■ **Provided material**

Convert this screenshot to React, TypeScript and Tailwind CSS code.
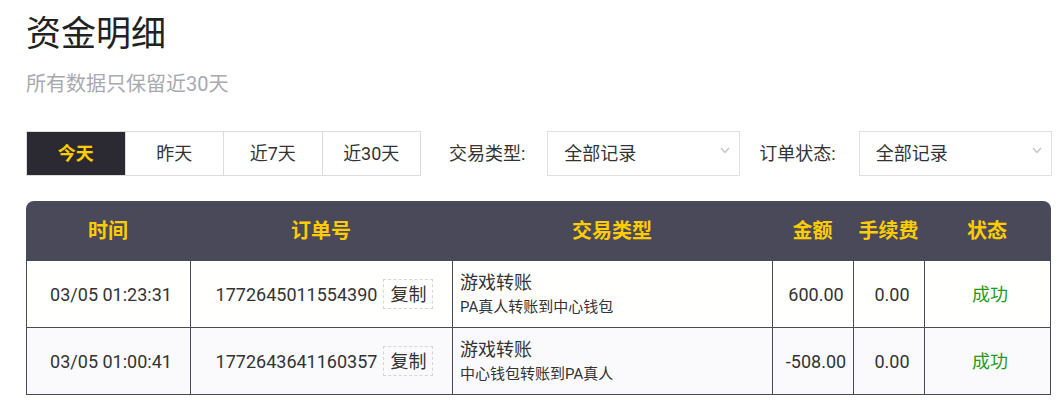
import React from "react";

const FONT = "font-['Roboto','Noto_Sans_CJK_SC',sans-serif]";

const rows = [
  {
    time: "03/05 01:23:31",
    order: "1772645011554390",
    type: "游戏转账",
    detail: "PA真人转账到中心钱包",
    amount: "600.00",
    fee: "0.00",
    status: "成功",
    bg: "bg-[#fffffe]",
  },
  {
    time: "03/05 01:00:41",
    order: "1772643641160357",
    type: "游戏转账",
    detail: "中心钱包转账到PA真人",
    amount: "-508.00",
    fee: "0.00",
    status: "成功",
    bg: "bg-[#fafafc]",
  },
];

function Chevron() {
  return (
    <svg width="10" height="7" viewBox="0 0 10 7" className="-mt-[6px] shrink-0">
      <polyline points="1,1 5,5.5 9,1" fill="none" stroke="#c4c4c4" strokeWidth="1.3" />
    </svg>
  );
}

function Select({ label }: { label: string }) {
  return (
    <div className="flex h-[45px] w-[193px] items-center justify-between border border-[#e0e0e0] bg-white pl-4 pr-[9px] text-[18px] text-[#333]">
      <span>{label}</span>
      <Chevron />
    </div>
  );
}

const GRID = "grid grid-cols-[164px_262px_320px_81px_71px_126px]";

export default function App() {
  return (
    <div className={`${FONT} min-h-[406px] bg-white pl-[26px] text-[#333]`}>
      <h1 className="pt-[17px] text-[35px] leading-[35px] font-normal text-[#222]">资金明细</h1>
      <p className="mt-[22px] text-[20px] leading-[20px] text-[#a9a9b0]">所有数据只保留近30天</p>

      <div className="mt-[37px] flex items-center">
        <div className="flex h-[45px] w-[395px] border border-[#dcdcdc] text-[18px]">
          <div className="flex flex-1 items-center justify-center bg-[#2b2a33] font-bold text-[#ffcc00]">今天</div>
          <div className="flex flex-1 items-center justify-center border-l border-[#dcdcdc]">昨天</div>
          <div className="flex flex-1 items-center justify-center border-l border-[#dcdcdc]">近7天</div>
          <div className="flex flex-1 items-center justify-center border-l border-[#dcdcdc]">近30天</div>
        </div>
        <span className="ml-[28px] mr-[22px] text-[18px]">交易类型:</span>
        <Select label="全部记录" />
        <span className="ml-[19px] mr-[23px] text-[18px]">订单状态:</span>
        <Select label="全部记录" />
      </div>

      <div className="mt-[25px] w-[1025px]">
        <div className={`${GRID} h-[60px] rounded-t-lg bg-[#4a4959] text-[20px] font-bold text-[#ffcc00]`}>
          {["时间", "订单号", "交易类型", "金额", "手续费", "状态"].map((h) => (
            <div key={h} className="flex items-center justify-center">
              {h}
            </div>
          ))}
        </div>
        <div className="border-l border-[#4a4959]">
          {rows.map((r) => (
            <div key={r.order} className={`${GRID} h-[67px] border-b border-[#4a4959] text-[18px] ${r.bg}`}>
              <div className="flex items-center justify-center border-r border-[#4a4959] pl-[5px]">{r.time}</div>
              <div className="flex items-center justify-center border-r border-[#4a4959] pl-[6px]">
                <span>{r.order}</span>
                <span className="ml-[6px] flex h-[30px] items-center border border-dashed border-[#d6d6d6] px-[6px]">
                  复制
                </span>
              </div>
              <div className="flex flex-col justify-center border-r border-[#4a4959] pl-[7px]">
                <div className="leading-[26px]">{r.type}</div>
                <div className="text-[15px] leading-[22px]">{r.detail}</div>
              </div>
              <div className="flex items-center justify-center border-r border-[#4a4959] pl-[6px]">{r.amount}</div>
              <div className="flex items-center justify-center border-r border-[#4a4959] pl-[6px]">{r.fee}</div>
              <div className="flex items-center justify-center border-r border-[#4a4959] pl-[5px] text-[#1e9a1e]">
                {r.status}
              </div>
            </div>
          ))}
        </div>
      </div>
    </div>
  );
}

■ **Your task**
Look through the data above. Copy every line with the string "React" in it.

■ **Worked answer**
Convert this screenshot to React, TypeScript and Tailwind CSS code.
import React from "react";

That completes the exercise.